Her personal life did not make news for the right reasons either. Alleged troubled relationships with Aditya Pancholi and Adhyayan Suman underlined her image as the poster girl of distress. What worked for her was her attitude: she was never apologetic for her actions. “I’ve advocated living-in with your lover and I still stand by it. But I won’t ever be with someone who isn’t honest with me. The moment you’re honest, life becomes simple, and I’ve learnt that the hard way. The only thing that kept me going was the fact that I knew I would see a day like today,” she says.

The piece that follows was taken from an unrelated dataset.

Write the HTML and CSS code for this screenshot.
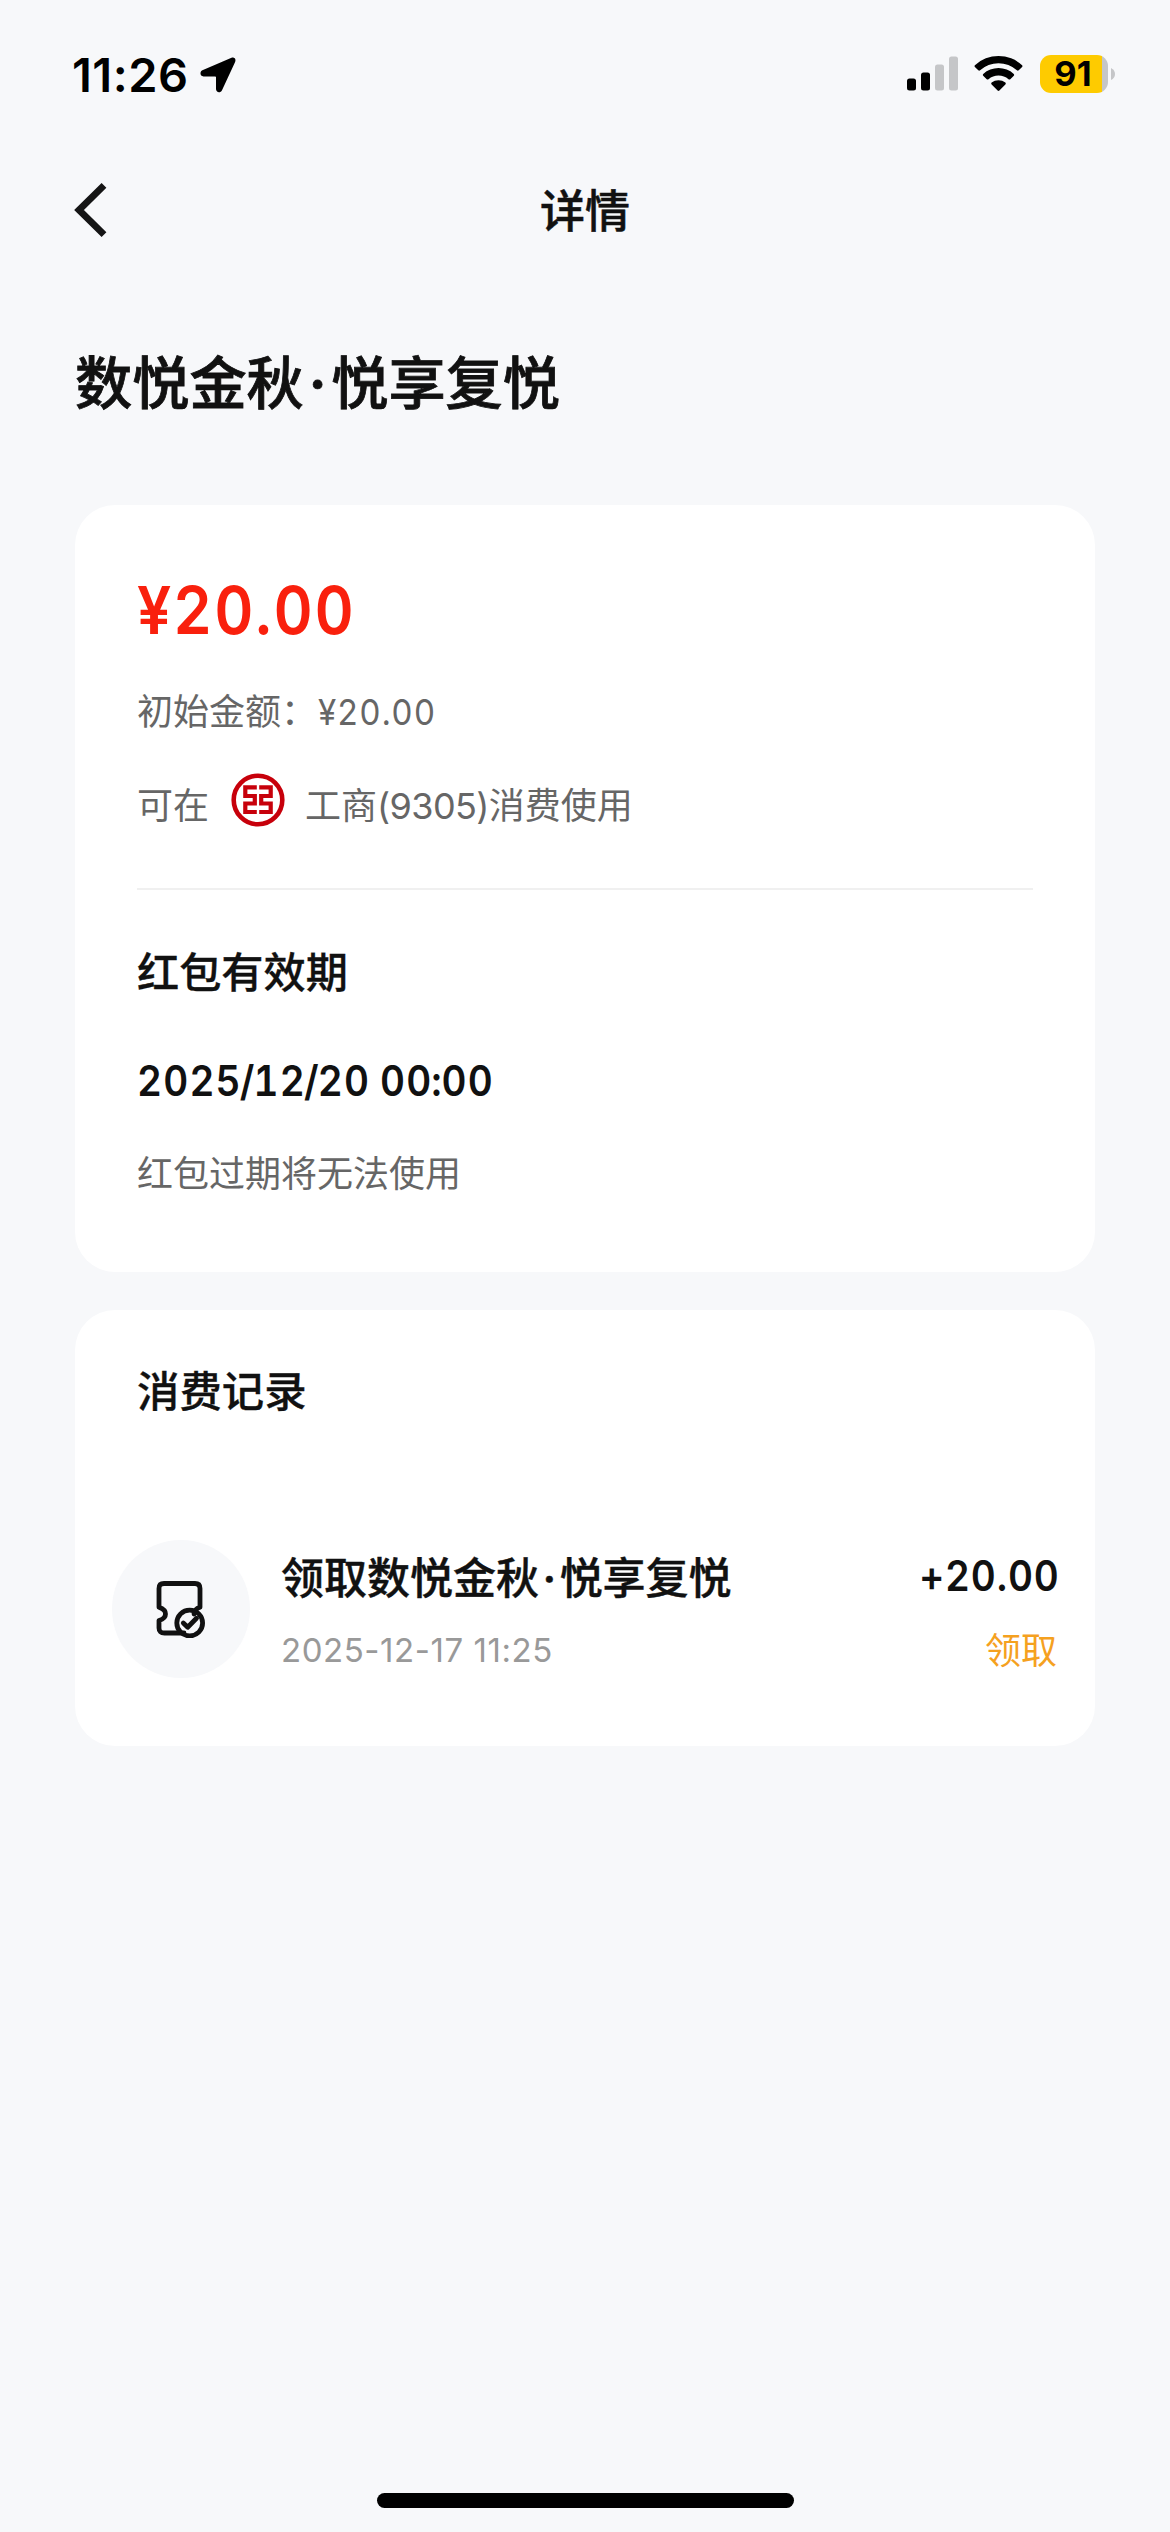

What did not change all these years finally did with Vikas Bahl’s film Queen. It was a film that turned her life around for good. The way she sees it, they took her and placed her on the ‘A-list’ pedestal at last. “I played a virgin who can’t even spell her name without a quiver in her voice in that film. Basically, the exact opposite of me. I think I could empathise with girls in Rani’s place a lot more after that film. It grounded me, so to speak.”
It seems superficial of this society, but the fact that she can speak good English now seems to be working for her. I ask her how she became so articulate, and she gives me the most unexpected response. “Speech gets articulate if your thoughts get articulate, and thoughts are related to actions. Start with thoughts,” she says. “Yes, people around me changed. I’m still trying to figure out why. I did my job. I have always been doing it. Just that suddenly everyone is sitting up and taking note.”
Kangana Ranaut also seems a lot more introspective. “I had so much fun doing a writing course in New York recently. It’s these desires that keep you alive, right?” she asks. “Wake up early, maybe read a book, hit the gym, polish yourself, your abilities—it’s the kind of stuff that inspires you, right? I want to have a positive attitude. I want to travel. I have got what I have, but that’s not going to put a full stop to my life.”
She’s a powerhouse performer, as Tanu Weds Manu Returns makes clear, and has a story that many take inspiration from. Is this as good as it gets? “No, that’s yet to come,” she sums up in her inimitable way.